** Start of Provided material **
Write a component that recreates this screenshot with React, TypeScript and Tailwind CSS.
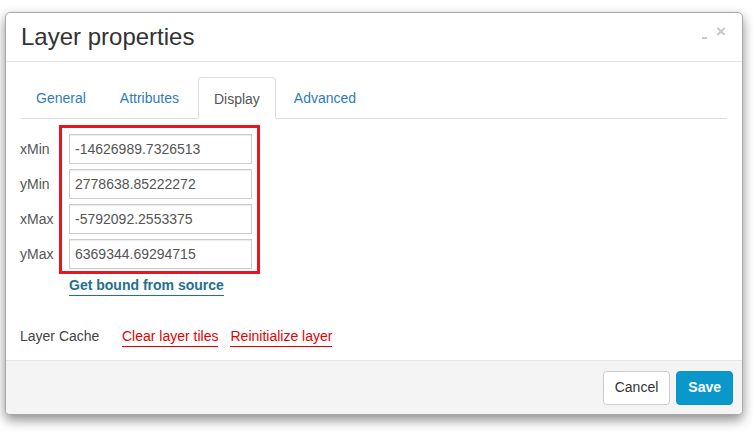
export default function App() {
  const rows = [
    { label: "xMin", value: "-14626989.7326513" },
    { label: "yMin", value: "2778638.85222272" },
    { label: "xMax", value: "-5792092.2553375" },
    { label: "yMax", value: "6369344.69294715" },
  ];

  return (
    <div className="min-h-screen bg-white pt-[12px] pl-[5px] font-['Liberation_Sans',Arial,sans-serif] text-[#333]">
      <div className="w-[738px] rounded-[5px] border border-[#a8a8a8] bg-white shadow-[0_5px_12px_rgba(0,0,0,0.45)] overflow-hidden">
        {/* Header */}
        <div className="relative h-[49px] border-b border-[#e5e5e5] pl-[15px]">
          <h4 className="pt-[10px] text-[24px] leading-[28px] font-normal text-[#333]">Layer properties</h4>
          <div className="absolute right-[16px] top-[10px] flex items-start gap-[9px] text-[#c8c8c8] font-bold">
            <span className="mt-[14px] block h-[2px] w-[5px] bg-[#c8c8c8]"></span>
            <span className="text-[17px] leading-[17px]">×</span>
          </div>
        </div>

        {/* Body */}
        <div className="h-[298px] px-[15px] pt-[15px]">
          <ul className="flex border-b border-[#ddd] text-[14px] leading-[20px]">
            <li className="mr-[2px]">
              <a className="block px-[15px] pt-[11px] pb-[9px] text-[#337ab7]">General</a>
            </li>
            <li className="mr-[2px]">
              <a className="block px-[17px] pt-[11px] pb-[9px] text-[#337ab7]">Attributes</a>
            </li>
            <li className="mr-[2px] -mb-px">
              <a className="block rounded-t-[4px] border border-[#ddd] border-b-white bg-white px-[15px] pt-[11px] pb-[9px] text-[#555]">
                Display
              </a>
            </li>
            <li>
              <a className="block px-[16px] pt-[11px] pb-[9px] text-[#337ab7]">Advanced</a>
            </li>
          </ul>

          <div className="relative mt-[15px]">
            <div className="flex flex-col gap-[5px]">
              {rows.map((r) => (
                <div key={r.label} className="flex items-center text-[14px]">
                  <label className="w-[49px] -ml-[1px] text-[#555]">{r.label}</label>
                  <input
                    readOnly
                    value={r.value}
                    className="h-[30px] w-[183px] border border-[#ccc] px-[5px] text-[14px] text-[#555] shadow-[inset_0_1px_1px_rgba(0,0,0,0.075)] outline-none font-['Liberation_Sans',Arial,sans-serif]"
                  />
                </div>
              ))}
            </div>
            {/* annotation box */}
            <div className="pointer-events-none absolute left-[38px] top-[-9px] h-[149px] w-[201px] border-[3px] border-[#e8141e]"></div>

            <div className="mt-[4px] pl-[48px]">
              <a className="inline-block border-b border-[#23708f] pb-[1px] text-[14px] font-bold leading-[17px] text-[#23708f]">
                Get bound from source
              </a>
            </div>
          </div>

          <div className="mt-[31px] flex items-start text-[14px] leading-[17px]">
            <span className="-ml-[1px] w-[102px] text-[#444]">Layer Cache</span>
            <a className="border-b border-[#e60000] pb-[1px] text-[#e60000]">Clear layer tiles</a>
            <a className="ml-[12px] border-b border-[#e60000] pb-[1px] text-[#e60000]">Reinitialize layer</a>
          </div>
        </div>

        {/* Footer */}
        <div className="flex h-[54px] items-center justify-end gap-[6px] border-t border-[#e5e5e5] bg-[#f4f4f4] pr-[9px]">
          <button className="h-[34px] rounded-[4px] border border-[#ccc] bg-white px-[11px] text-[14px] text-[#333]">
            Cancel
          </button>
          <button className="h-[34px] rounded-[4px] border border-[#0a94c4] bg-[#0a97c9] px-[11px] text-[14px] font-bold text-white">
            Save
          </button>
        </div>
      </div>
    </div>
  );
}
** End of Provided material **
■ **Instruction**
The pictures should not be reproduced; quote all of the other material exactly.

■ **Exercise result**
Write a component that recreates this screenshot with React, TypeScript and Tailwind CSS.
export default function App() {
  const rows = [
    { label: "xMin", value: "-14626989.7326513" },
    { label: "yMin", value: "2778638.85222272" },
    { label: "xMax", value: "-5792092.2553375" },
    { label: "yMax", value: "6369344.69294715" },
  ];

  return (
    <div className="min-h-screen bg-white pt-[12px] pl-[5px] font-['Liberation_Sans',Arial,sans-serif] text-[#333]">
      <div className="w-[738px] rounded-[5px] border border-[#a8a8a8] bg-white shadow-[0_5px_12px_rgba(0,0,0,0.45)] overflow-hidden">
        {/* Header */}
        <div className="relative h-[49px] border-b border-[#e5e5e5] pl-[15px]">
          <h4 className="pt-[10px] text-[24px] leading-[28px] font-normal text-[#333]">Layer properties</h4>
          <div className="absolute right-[16px] top-[10px] flex items-start gap-[9px] text-[#c8c8c8] font-bold">
            <span className="mt-[14px] block h-[2px] w-[5px] bg-[#c8c8c8]"></span>
            <span className="text-[17px] leading-[17px]">×</span>
          </div>
        </div>

        {/* Body */}
        <div className="h-[298px] px-[15px] pt-[15px]">
          <ul className="flex border-b border-[#ddd] text-[14px] leading-[20px]">
            <li className="mr-[2px]">
              <a className="block px-[15px] pt-[11px] pb-[9px] text-[#337ab7]">General</a>
            </li>
            <li className="mr-[2px]">
              <a className="block px-[17px] pt-[11px] pb-[9px] text-[#337ab7]">Attributes</a>
            </li>
            <li className="mr-[2px] -mb-px">
              <a className="block rounded-t-[4px] border border-[#ddd] border-b-white bg-white px-[15px] pt-[11px] pb-[9px] text-[#555]">
                Display
              </a>
            </li>
            <li>
              <a className="block px-[16px] pt-[11px] pb-[9px] text-[#337ab7]">Advanced</a>
            </li>
          </ul>

          <div className="relative mt-[15px]">
            <div className="flex flex-col gap-[5px]">
              {rows.map((r) => (
                <div key={r.label} className="flex items-center text-[14px]">
                  <label className="w-[49px] -ml-[1px] text-[#555]">{r.label}</label>
                  <input
                    readOnly
                    value={r.value}
                    className="h-[30px] w-[183px] border border-[#ccc] px-[5px] text-[14px] text-[#555] shadow-[inset_0_1px_1px_rgba(0,0,0,0.075)] outline-none font-['Liberation_Sans',Arial,sans-serif]"
                  />
                </div>
              ))}
            </div>
            {/* annotation box */}
            <div className="pointer-events-none absolute left-[38px] top-[-9px] h-[149px] w-[201px] border-[3px] border-[#e8141e]"></div>

            <div className="mt-[4px] pl-[48px]">
              <a className="inline-block border-b border-[#23708f] pb-[1px] text-[14px] font-bold leading-[17px] text-[#23708f]">
                Get bound from source
              </a>
            </div>
          </div>

          <div className="mt-[31px] flex items-start text-[14px] leading-[17px]">
            <span className="-ml-[1px] w-[102px] text-[#444]">Layer Cache</span>
            <a className="border-b border-[#e60000] pb-[1px] text-[#e60000]">Clear layer tiles</a>
            <a className="ml-[12px] border-b border-[#e60000] pb-[1px] text-[#e60000]">Reinitialize layer</a>
          </div>
        </div>

        {/* Footer */}
        <div className="flex h-[54px] items-center justify-end gap-[6px] border-t border-[#e5e5e5] bg-[#f4f4f4] pr-[9px]">
          <button className="h-[34px] rounded-[4px] border border-[#ccc] bg-white px-[11px] text-[14px] text-[#333]">
            Cancel
          </button>
          <button className="h-[34px] rounded-[4px] border border-[#0a94c4] bg-[#0a97c9] px-[11px] text-[14px] font-bold text-white">
            Save
          </button>
        </div>
      </div>
    </div>
  );
}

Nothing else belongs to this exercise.